Title:  Novel and Efficient Techniques for Guaranteeing Routing and Protocol Level Deadlock Freedom in Interconnection Networks

Committee: 

Dr. Krishna, Advisor     

Dr. Kim, Chair

Dr. Daglis

Dr. Gratz

Abstract:

The objective of the proposed research is to come up with novel techniques that simultaneously provides routing and protocol level deadlock freedom in the interconnection network. Interconnection networks are the communication backbone for any system. They occur at various scales: from on-chip networks between processing cores, to supercomputers between compute nodes, to data centers between high-end servers. One of the most fundamental challenges in an interconnection network is that of deadlocks. Deadlocks can be of two types: routing level deadlocks and protocol level deadlocks. Routing level deadlocks occur because of cyclic dependency between packets trying to acquire buffers, whereas protocol level deadlock occurs because the response message is stuck indefinitely behind the queue of request messages. Both kinds of deadlock render the forward movement of packets impossible leading to complete system failure.
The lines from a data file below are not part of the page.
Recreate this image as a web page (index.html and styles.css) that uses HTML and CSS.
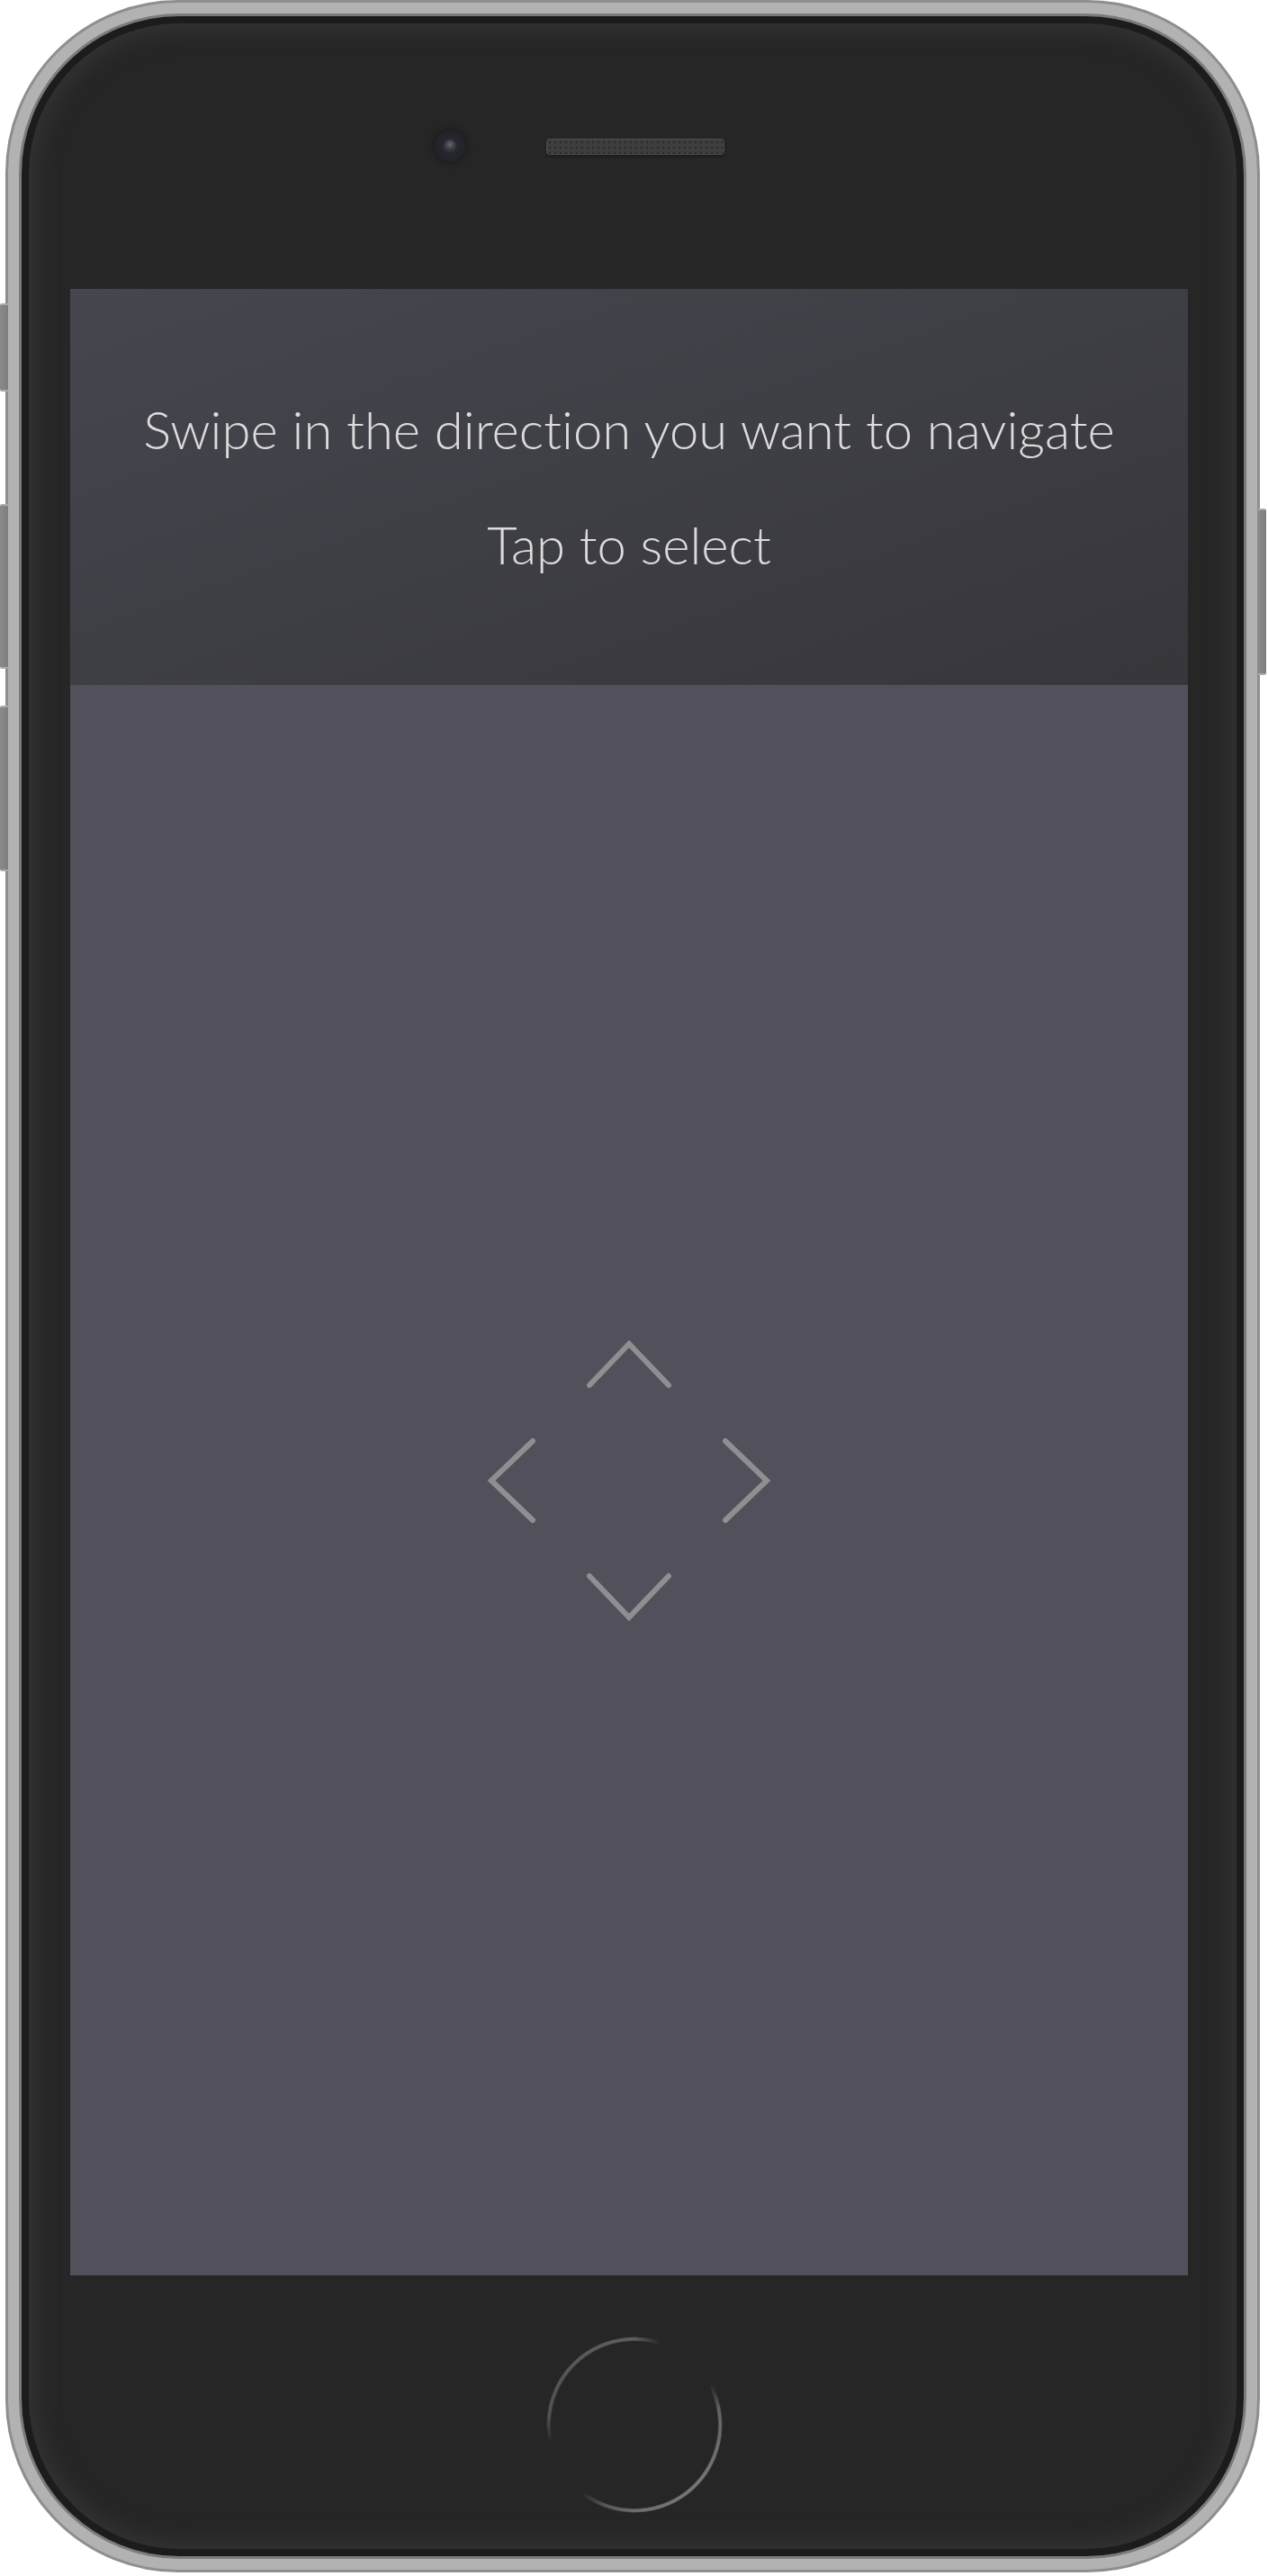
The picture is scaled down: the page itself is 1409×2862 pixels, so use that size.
FILE: index.html
```html
<!DOCTYPE html>
<html lang="en">
<head>
<meta charset="utf-8">
<title>Swipe navigation</title>
<link rel="stylesheet" href="styles.css">
</head>
<body>
<div class="stage">
  <div class="phone">
    <span class="side-btn mute"></span>
    <span class="side-btn vol-up"></span>
    <span class="side-btn vol-down"></span>
    <span class="side-btn power"></span>
    <div class="bezel">
      <div class="top">
        <div class="camera"><span class="lens"></span></div>
        <div class="speaker"></div>
        <div class="spacer"></div>
      </div>
      <div class="screen">
        <header class="screen-head">
          <p class="line">Swipe in the direction you want to navigate</p>
          <p class="line">Tap to select</p>
        </header>
        <main class="screen-body">
          <svg class="dpad" width="320" height="320" viewBox="0 0 320 320" aria-hidden="true">
            <g fill="none" stroke="#8f8f91" stroke-width="6" stroke-linecap="round" stroke-linejoin="miter">
              <polyline points="116,54 160,8 204,54"/>
              <polyline points="116,266 160,312 204,266"/>
              <polyline points="53,116 7,160 53,204"/>
              <polyline points="267,116 313,160 267,204"/>
            </g>
          </svg>
        </main>
      </div>
      <div class="bottom">
        <div class="home"></div>
      </div>
    </div>
  </div>
</div>
</body>
</html>
```

FILE: styles.css
```css
html, body {
  margin: 0;
  padding: 0;
  background: #ffffff;
}

.stage {
  width: 1409px;
  height: 2862px;
  padding-left: 6px;
  box-sizing: border-box;
}

.phone {
  position: relative;
  width: 1394px;
  height: 2858px;
  box-sizing: border-box;
  border-radius: 192px;
  border: 3px solid #8e8e8e;
  padding: 12px;
  background: #b2b2b2;
}

.side-btn {
  position: absolute;
  width: 9px;
  background: linear-gradient(to right, #8a8a8a, #7e7e7e);
  border-top: 2px solid #a9a9a9;
  border-bottom: 2px solid #a9a9a9;
  box-sizing: border-box;
}
.mute { left: -9px; top: 334px; height: 98px; border-radius: 2px 0 0 2px; }
.vol-up { left: -9px; top: 557px; height: 183px; border-radius: 2px 0 0 2px; }
.vol-down { left: -9px; top: 781px; height: 184px; border-radius: 2px 0 0 2px; }
.power { right: -10px; top: 562px; height: 185px; width: 9px; border-radius: 0 2px 2px 0; }

.bezel {
  height: 100%;
  box-sizing: border-box;
  border: 3px solid #7b7b7b;
  border-radius: 178px;
  background: #262626;
  box-shadow:
    inset 0 0 0 8px #1c1c1c,
    inset 0 0 26px 14px #353535;
  display: flex;
  flex-direction: column;
  align-items: center;
}

.top {
  height: 303px;
  width: 100%;
  box-sizing: border-box;
  padding-top: 127px;
  padding-left: 6px;
  display: flex;
  justify-content: center;
  align-items: flex-start;
  gap: 90px;
}

.camera {
  width: 34px;
  height: 34px;
  border-radius: 50%;
  background: radial-gradient(circle, #2c2c33 0%, #23232a 60%, #242428 100%);
  box-shadow: 0 0 6px 2px rgba(20, 20, 24, 0.6);
  display: flex;
  align-items: center;
  justify-content: center;
}
.lens {
  width: 14px;
  height: 14px;
  border-radius: 50%;
  background: radial-gradient(circle at 50% 40%, #6a6a72 0%, #3c3c46 45%, #2a2a32 100%);
}

.speaker {
  margin-top: 9px;
  width: 198px;
  height: 18px;
  border-radius: 4px;
  background-color: #3e3e3e;
  background-image:
    radial-gradient(circle, #2a2a2a 1.2px, transparent 1.6px);
  background-size: 6px 6px;
  background-position: 1px 1px;
  box-shadow: inset 0 0 0 1px #4c4c4c, 0 2px 3px rgba(0, 0, 0, 0.3);
}

.spacer {
  width: 34px;
  height: 34px;
}

.screen {
  align-self: flex-start;
  margin-left: 54px;
  width: 1242px;
  height: 2207px;
  display: flex;
  flex-direction: column;
  background: #52505a;
}

.screen-head {
  height: 440px;
  flex: none;
  background: linear-gradient(to bottom right, #46464f, #36363b);
  display: flex;
  flex-direction: column;
  align-items: center;
  justify-content: center;
  gap: 60px;
  box-sizing: border-box;
}

.line {
  margin: 0;
  font-family: Lato, "Open Sans", "Liberation Sans", sans-serif;
  font-weight: 300;
  font-size: 58px;
  line-height: 68px;
  color: #dcdcdc;
  white-space: nowrap;
  font-variant-ligatures: none;
}

.screen-body {
  flex: 1;
  display: flex;
  align-items: center;
  justify-content: center;
}

.dpad {
  display: block;
}

.bottom {
  flex: 1;
  width: 100%;
  display: flex;
  justify-content: center;
  align-items: flex-start;
  padding-top: 68px;
  padding-left: 4px;
  box-sizing: border-box;
}

.home {
  width: 196px;
  height: 196px;
  border-radius: 50%;
  background: conic-gradient(from 0deg,
    #5e5e5e 0deg,
    rgba(60,60,60,0) 18deg,
    rgba(60,60,60,0) 62deg,
    #636363 80deg,
    #767676 130deg,
    #707070 175deg,
    #585858 200deg,
    rgba(60,60,60,0) 218deg,
    rgba(60,60,60,0) 258deg,
    #505050 275deg,
    #5a5a5a 320deg,
    #5e5e5e 360deg);
  -webkit-mask: radial-gradient(circle closest-side, transparent 92.5px, #000 94px, #000 96.5px, transparent 98px);
  mask: radial-gradient(circle closest-side, transparent 92.5px, #000 94px, #000 96.5px, transparent 98px);
}
```
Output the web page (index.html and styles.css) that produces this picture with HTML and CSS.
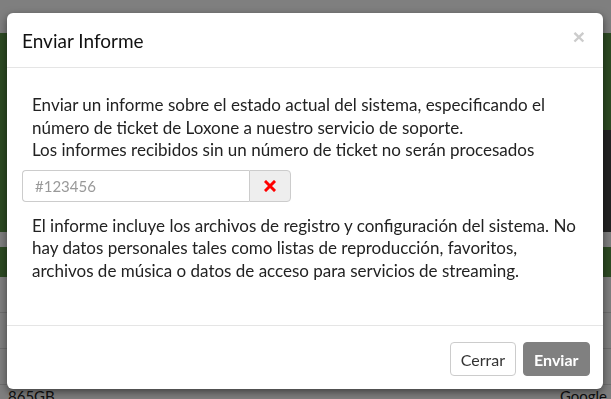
FILE: index.html
```html
<!DOCTYPE html>
<html lang="es">
<head>
<meta charset="UTF-8">
<title>Enviar Informe</title>
<link rel="stylesheet" href="styles.css">
</head>
<body>
<div class="page">
  <div class="topbar"></div>
  <div class="hero">
    <div class="hero-dark"></div>
  </div>
  <div class="band"></div>
  <div class="hero-low"></div>
  <div class="table">
    <div class="row"></div>
    <div class="row"></div>
    <div class="row"></div>
    <div class="row last">
      <span class="cell">865GB</span>
      <span class="cell right">Google</span>
    </div>
  </div>
</div>

<div class="backdrop"></div>

<div class="modal">
  <div class="modal-header">
    <h4 class="modal-title">Enviar Informe</h4>
    <button type="button" class="close">&times;</button>
  </div>
  <div class="modal-body">
    <p>Enviar un informe sobre el estado actual del sistema, especificando el número de ticket de Loxone a nuestro servicio de soporte.<br>
    Los informes recibidos sin un número de ticket no serán procesados</p>
    <div class="input-group">
      <input type="text" placeholder="#123456">
      <span class="addon">
        <svg width="12" height="12" viewBox="0 0 12 12"><path d="M2 2 L10 10 M10 2 L2 10" stroke="#f00" stroke-width="3" stroke-linecap="square"/></svg>
      </span>
    </div>
    <p>El informe incluye los archivos de registro y configuración del sistema. No hay datos personales tales como listas de reproducción, favoritos, archivos de música o datos de acceso para servicios de streaming.</p>
  </div>
  <div class="modal-footer">
    <button type="button" class="btn">Cerrar</button>
    <button type="button" class="btn btn-primary">Enviar</button>
  </div>
</div>
</body>
</html>
```

FILE: styles.css
```css
body {
  margin: 0;
  font-family: 'Lato', sans-serif;
  background: #fff;
  overflow: hidden;
}
.page {
  width: 611px;
  height: 399px;
  overflow: hidden;
}
.topbar {
  height: 33px;
  background: #fff;
}
.hero {
  height: 199px;
  background: #5a9446;
  position: relative;
}
.hero-dark {
  position: absolute;
  right: 0;
  top: 97px;
  width: 10px;
  height: 102px;
  background: #444;
}
.band {
  height: 15px;
  background: #fff;
}
.hero-low {
  height: 30px;
  background: #5a9446;
}
.table .row {
  height: 35px;
  border-bottom: 1px solid #ddd;
  background: #fff;
}
.table .row.last {
  display: flex;
  justify-content: space-between;
  font-size: 15px;
  line-height: 18px;
  color: #222;
  padding: 2px 4px 0 8px;
  border: none;
}
.backdrop {
  position: fixed;
  inset: 0;
  background: rgba(0, 0, 0, 0.5);
}
.modal {
  position: absolute;
  left: 7px;
  top: 13px;
  width: 596px;
  height: 376px;
  background: #fff;
  border-radius: 6px;
  box-shadow: 0 3px 9px rgba(0, 0, 0, 0.5);
  display: flex;
  flex-direction: column;
}
.modal-header {
  height: 55px;
  box-sizing: border-box;
  padding: 0 18px 0 15px;
  border-bottom: 1px solid #e5e5e5;
  display: flex;
  align-items: center;
  justify-content: space-between;
}
.modal-title {
  margin: 0;
  font-size: 19px;
  font-weight: 400;
  color: #111;
}
.close {
  border: none;
  background: none;
  padding: 0;
  font-size: 21px;
  font-weight: 700;
  color: #ccc;
  font-family: 'Liberation Sans', sans-serif;
  margin-top: -6px;
}
.modal-body {
  flex: 1;
  padding: 26px 15px 0 15px;
  color: #222;
}
.modal-body p {
  margin: 0;
  padding: 0 5px 0 10px;
  font-size: 17px;
  line-height: 22.5px;
}
.input-group {
  display: flex;
  width: 269px;
  height: 32px;
  margin: 8px 0 13px;
}
.input-group input {
  flex: 1;
  min-width: 0;
  border: 1px solid #ccc;
  border-right: none;
  border-radius: 4px 0 0 4px;
  padding: 0 12px;
  font-family: 'Lato', sans-serif;
  font-size: 15px;
  color: #555;
}
.input-group input::placeholder {
  color: #999;
}
.addon {
  width: 40px;
  background: #eee;
  border: 1px solid #ccc;
  border-radius: 0 4px 4px 0;
  display: flex;
  align-items: center;
  justify-content: center;
}
.modal-footer {
  height: 64px;
  box-sizing: border-box;
  border-top: 1px solid #e5e5e5;
  padding: 0 13px 13px 0;
  display: flex;
  justify-content: flex-end;
  align-items: flex-end;
  gap: 7px;
}
.btn {
  height: 34px;
  padding: 0 9.5px;
  font-family: 'Lato', sans-serif;
  font-size: 16px;
  border: 1px solid #ccc;
  border-radius: 4px;
  background: #fff;
  color: #333;
  cursor: pointer;
}
.btn-primary {
  background: #808080;
  border-color: #808080;
  color: #fff;
  font-weight: 700;
  padding: 0 10.5px;
}
```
Prior work either restricts the path that packets take in the network or provisions an extra set of buffers to resolve routing level deadlocks. For protocol level deadlocks, separate sets of buffers are reserved at every router for each message class. Naturally, proposed solutions either restrict the packet movement resulting in lower performance or require higher area and power.In my work, I propose a new set of efficient techniques for providing both routing and protocol level deadlock freedom. My techniques provide periodic forced movement to packets in the network, which breaks any cyclic dependency of packets. Breaking this cyclic dependency results in resolving routing level deadlocks. Moreover, because of periodic forced movement, the response message is never stuck indefinitely behind the queue of request messages; therefore, my techniques also resolve protocol level deadlocks. I refer to them as 'subactive' class of techniques.